WITHIN THE THIRD WORLD, MALAYSIA'S CASE COULD HELP AILING BRAZIL

Brazil's fast-developing crisis shows that global decision-makers 
have failed to learn from the Asian and Russian crises. IMF and 
the US Treasury still insist that ailing developing economies 
stick to discredited policies of free capital flows, high 
interest rates and budget austerity. Results for Brazil can be 
predicted: more depreciation, capital flight, depletion of 
reserves, and debt crisis. New models are called for. 

By Martin Khor
Third World Network Features

As the world watches helplessly whilst Brazil desperately tries 
to extricate itself from a deepening financial crisis, the 
spotlight falls again on this key question: what should a country 
do to prevent a potential currency problem from becoming an 
economic meltdown?

The East Asian crisis that started in mid-1997 and became full 
blown last year, and the Russian crisis that exploded in the 
second half of 1998, should have provided enough lessons to 
prevent or at least reduce the size of yet another crisis in yet 
another country.

And indeed the lessons are there, quite clear for the learning. 
If only those that make the decisions are able or willing to 
analyse the problems with an open mind, instead of being clouded 
by orthodoxy or ideology.

Many serious analysts (and at least one major institution, the UN 
Conference on Trade and Development or UNCTAD) had concluded that 
the crises had been caused by the nature of the modern global 
financial system. 

Because of financial deregulation in most countries, money is 
allowed to flow into and out of countries. Because they adhere to 
the principle of allowing almost total freedom of capital 
mobility to the market, these countries exposed themselves to 
extreme volatility of funds entering and exiting, and thus to 
high economic instability.

Moreover, new financial instruments (such as derivatives, futures 
contracts and short-selling of currencies) and new financial 
institutions (such as highly-leveraged hedge funds) meant that a 
few big players could influence and also manipulate financial 
markets.

This meant that currency and stock market values could be 
determined not only or even primarily by 'free' market forces 
that reflect the fundamental conditions of trade, production and 
financial balances, but could be manipulated and set by big 
financial players.

The East Asian countries adhered to free capital mobility. Due to 
liberalisation, Indonesia, Thailand and Korea also built up high 
short-term private-sector external debts.

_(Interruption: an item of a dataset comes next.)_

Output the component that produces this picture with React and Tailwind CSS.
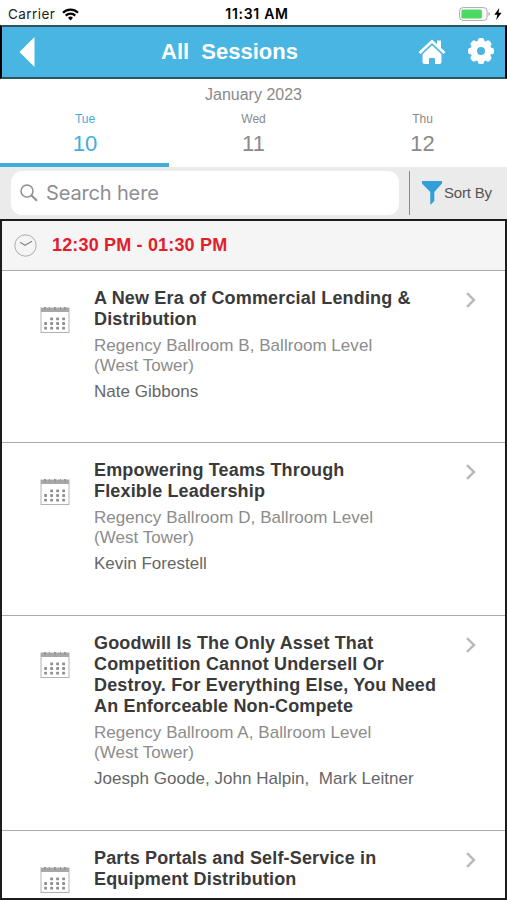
const days = [
  { name: 'Tue', date: '10', active: true },
  { name: 'Wed', date: '11' },
  { name: 'Thu', date: '12' },
]

const sessions = [
  {
    title: ['A New Era of Commercial Lending &', 'Distribution'],
    room: ['Regency Ballroom B, Ballroom Level', '(West Tower)'],
    speakers: 'Nate Gibbons',
    height: 'h-[172px]',
  },
  {
    title: ['Empowering Teams Through', 'Flexible Leadership'],
    room: ['Regency Ballroom D, Ballroom Level', '(West Tower)'],
    speakers: 'Kevin Forestell',
    height: 'h-[173px]',
  },
  {
    title: [
      'Goodwill Is The Only Asset That',
      'Competition Cannot Undersell Or',
      'Destroy. For Everything Else, You Need',
      'An Enforceable Non-Compete',
    ],
    room: ['Regency Ballroom A, Ballroom Level', '(West Tower)'],
    speakers: 'Joesph Goode, John Halpin,  Mark Leitner',
    height: 'h-[215px]',
  },
  {
    title: ['Parts Portals and Self-Service in', 'Equipment Distribution'],
    height: 'h-[67px]',
  },
]

function StatusBar() {
  return (
    <div className="grid h-[25px] shrink-0 grid-cols-3 items-center px-2 pt-[3px] font-['Inter','Roboto',sans-serif] text-[13px] text-[#222]">
      <div className="flex items-center gap-[7px]">
        <span className="w-[47px] text-[13.5px] tracking-[0.45px]">Carrier</span>
        <svg width="17" height="13" viewBox="0 0 17 13" fill="none" stroke="#000" strokeWidth="2.2">
          <path d="M1 4.7a10.6 10.6 0 0 1 15 0" />
          <path d="M3.7 7.6a6.8 6.8 0 0 1 9.6 0" />
          <path d="M6 9.8a3.6 3.6 0 0 1 5 0L8.5 12.5z" fill="#000" stroke="none" />
        </svg>
      </div>
      <div className="-mt-px pl-[7px] text-center text-[14px] font-semibold tracking-[0.7px] whitespace-nowrap text-black">
        11:31 AM
      </div>
      <div className="-mt-px -mr-[3px] flex items-center justify-end gap-[3px]">
        <svg width="32" height="14" viewBox="0 0 32 14">
          <rect x="0.6" y="0.6" width="27.5" height="12.8" rx="3.5" fill="#fff" stroke="#aaa" />
          <rect x="2.4" y="2.4" width="20.5" height="9.2" rx="1.5" fill="#4cd964" />
          <path d="M29.5 5v4q1.5-.6 1.5-2t-1.5-2z" fill="#aaa" />
        </svg>
        <svg width="8" height="12" viewBox="0 0 8 12">
          <path d="M5.3 0 .3 6.8h3L2.2 12l5.4-7.2H4.5z" fill="#000" />
        </svg>
      </div>
    </div>
  )
}

function Header() {
  return (
    <header className="flex h-[54px] shrink-0 items-center border-2 border-t-[#31525f] border-r-black border-b-[#31525f] border-l-black bg-[#49b5e2] text-white">
      <svg className="ml-[17px]" width="16" height="30" viewBox="0 0 16 30">
        <path d="M0.5 15 15.5 0v30z" fill="#fff" />
      </svg>
      <h1 className="ml-[126px] w-[138px] text-[22px] leading-6 font-bold whitespace-pre">All  Sessions</h1>
      <svg className="ml-[119px]" width="28" height="26" viewBox="0 0 28 26">
        <path d="M1.5 14 14 2.3 26.5 14" fill="none" stroke="#fff" strokeWidth="2.8" />
        <path d="M19 1.5h4v8l-4-3.5z" fill="#fff" />
        <path d="M4.5 15.2 14 6.3l9.5 8.9V23q0 2-2 2H17v-5q0-1-1-1h-4q-1 0-1 1v5H6.5q-2 0-2-2z" fill="#fff" />
      </svg>
      <svg className="-mt-[2px] ml-[21px]" width="28" height="28" viewBox="0 0 28 28">
        <g fill="#fff">
          <rect x="10.8" y="1" width="6.4" height="26" rx="2.2" />
          <rect x="10.8" y="1" width="6.4" height="26" rx="2.2" transform="rotate(45 14 14)" />
          <rect x="10.8" y="1" width="6.4" height="26" rx="2.2" transform="rotate(90 14 14)" />
          <rect x="10.8" y="1" width="6.4" height="26" rx="2.2" transform="rotate(135 14 14)" />
          <circle cx="14" cy="14" r="10.5" />
        </g>
        <circle cx="14" cy="14" r="4" fill="#49b5e2" />
      </svg>
    </header>
  )
}

function DatePicker() {
  return (
    <div className="flex h-[88px] shrink-0 flex-col bg-white text-[#8a8a8a]">
      <div className="pt-[6px] text-center text-[16px] leading-5">January 2023</div>
      <div className="grid flex-1 grid-cols-3">
        {days.map(day => (
          <div
            key={day.date}
            className={
              day.active
                ? 'flex flex-col items-center border-b-4 border-[#41addb] pt-[6px] pl-px text-[#41addb]'
                : 'flex flex-col items-center border-b-4 border-transparent pt-[6px]'
            }
          >
            <span className="text-[12px] leading-4">{day.name}</span>
            <span className="mt-[3px] text-[22px] leading-7">{day.date}</span>
          </div>
        ))}
      </div>
    </div>
  )
}

function SearchBar() {
  return (
    <div className="flex h-[52px] shrink-0 items-center bg-[#ebebeb]">
      <div className="ml-[11px] flex h-[44px] w-[388px] items-center rounded-[11px] bg-white">
        <svg className="ml-[9px]" width="18" height="18" viewBox="0 0 18 18" fill="none" stroke="#8e8e93" strokeWidth="1.5">
          <circle cx="7" cy="7" r="6" />
          <path d="m11.3 11.3 5.7 5.5" strokeWidth="2" />
        </svg>
        <span className="-mt-px ml-[8px] font-['Inter','Roboto',sans-serif] text-[20px] tracking-[-0.15px] text-[#8e8e93]">
          Search here
        </span>
      </div>
      <div className="ml-[10px] h-[44px] w-px bg-[#888]" />
      <svg className="ml-[12px]" width="20" height="24" viewBox="0 0 20 24">
        <path d="M0 0h20v2.5L12.3 11v9l-4 4V11L0 2.5z" fill="#309fda" />
      </svg>
      <span className="ml-[2px] text-[15px] tracking-[-0.2px] whitespace-nowrap text-[#555]">Sort By</span>
    </div>
  )
}

function CalendarIcon() {
  const dots = []
  for (let row = 0; row < 3; row++) {
    for (let col = row === 0 ? 1 : 0; col < 4; col++) {
      dots.push(<rect key={`${row}-${col}`} x={4.2 + col * 6} y={11.5 + row * 4.6} width="2.8" height="2.8" rx="0.6" />)
    }
  }
  return (
    <svg width="30" height="28" viewBox="0 0 30 28" fill="#8e8e8e">
      <rect x="1" y="2" width="28" height="24.5" fill="#fff" stroke="#b3b3b3" />
      <rect x="1" y="2" width="28" height="4" fill="#a8a8a8" />
      <path d="M4 1h2v3H4zM9 1h1v3H9zM14 1h2v3h-2zM20 1h1v3h-1zM24 1h2v3h-2z" fill="#999" />
      {dots}
    </svg>
  )
}

function SessionRow({ session }) {
  return (
    <li className={`${session.height} flex shrink-0 border-b border-[#aaa] pt-[17px] last:border-b-0`}>
      <div className="ml-[38px] w-[30px] pt-[18px]">
        <CalendarIcon />
      </div>
      <div className="ml-6 w-[360px] whitespace-pre">
        <div className="text-[18px] leading-[21px] font-bold tracking-[0.16px] text-[#3a3a3a]">
          {session.title.map(line => (
            <div key={line}>{line}</div>
          ))}
        </div>
        {session.room && (
          <div className="mt-[6px] text-[17px] leading-5 tracking-[0.04px] text-[#8c8c8c]">
            {session.room.map(line => (
              <div key={line}>{line}</div>
            ))}
          </div>
        )}
        {session.speakers && (
          <div className="mt-[6px] text-[17px] leading-5 tracking-[0.03px] text-[#666]">{session.speakers}</div>
        )}
      </div>
      <svg className="mt-[4px] ml-[11px]" width="12" height="16" viewBox="0 0 12 16">
        <path d="m2 1.2 7 6.8-7 6.8" fill="none" stroke="#bababa" strokeWidth="2.5" />
      </svg>
    </li>
  )
}

export default function App() {
  return (
    <div className="flex h-[900px] w-[507px] flex-col overflow-hidden bg-white font-['Liberation_Sans',Arial,sans-serif]">
      <StatusBar />
      <Header />
      <DatePicker />
      <SearchBar />
      <main className="flex min-h-0 flex-1 flex-col overflow-hidden border-2 border-[#1c1c1c]">
        <div className="flex h-[50px] shrink-0 items-center border-b border-[#aaa] bg-[#f5f5f5]">
          <svg className="ml-[12px]" width="23" height="23" viewBox="0 0 23 23" fill="none" stroke="#aaa">
            <circle cx="11.5" cy="11.5" r="10.7" />
            <path d="m6 8.3 5 3 7-4" stroke="#888" strokeWidth="1.2" />
          </svg>
          <span className="ml-[15px] text-[18px] font-bold tracking-[0.17px] whitespace-nowrap text-[#e2202c]">
            12:30 PM - 01:30 PM
          </span>
        </div>
        <ul className="flex flex-col">
          {sessions.map(session => (
            <SessionRow key={session.title[0]} session={session} />
          ))}
        </ul>
      </main>
    </div>
  )
}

The Asian countries had also enjoyed stable currencies, but these 
came under speculative attacks and after futile attempts to 
maintain the rates, they floated the local currencies, which then 
devalued drastically.

The countries lost many billions of dollars of foreign reserves 
firstly through the unsuccessful attempts to defend their 
currencies, and secondly through the massive exit of funds held 
by foreigners (as credits or shares) as well as locals.

The capital flight worsened the currency depreciation and 
depleted the foreign reserves, making it more difficult or 
impossible for the countries to service their external debts.

The International Monetary Fund was called in but it made the 
crisis worse. In exchange for 'rescue packages', comprising huge 
loans, it insisted that the countries keep their financial system 
open and indeed further liberalise and thus allow even more 
freedom for the inflow and outflow of funds.

That meant that the exchange rate would continue to be subjected 
to speculation and further depreciation, since the countries were 
in a condition of financial panic, with the herd instinct 
prevailing and every creditor or investor wanted to take their 
money out.

In order to counter this stampede for the exit door, the 
countries were asked by the IMF to instil foreign investor 
confidence by jacking up interest rates, imposing a credit 
squeeze, closing some ailing banks, and cutting government 
spending.

But these measures induced a much sharper recession than would 
otherwise have taken place. The deterioration of the real economy 
eroded confidence further and led to more depreciation.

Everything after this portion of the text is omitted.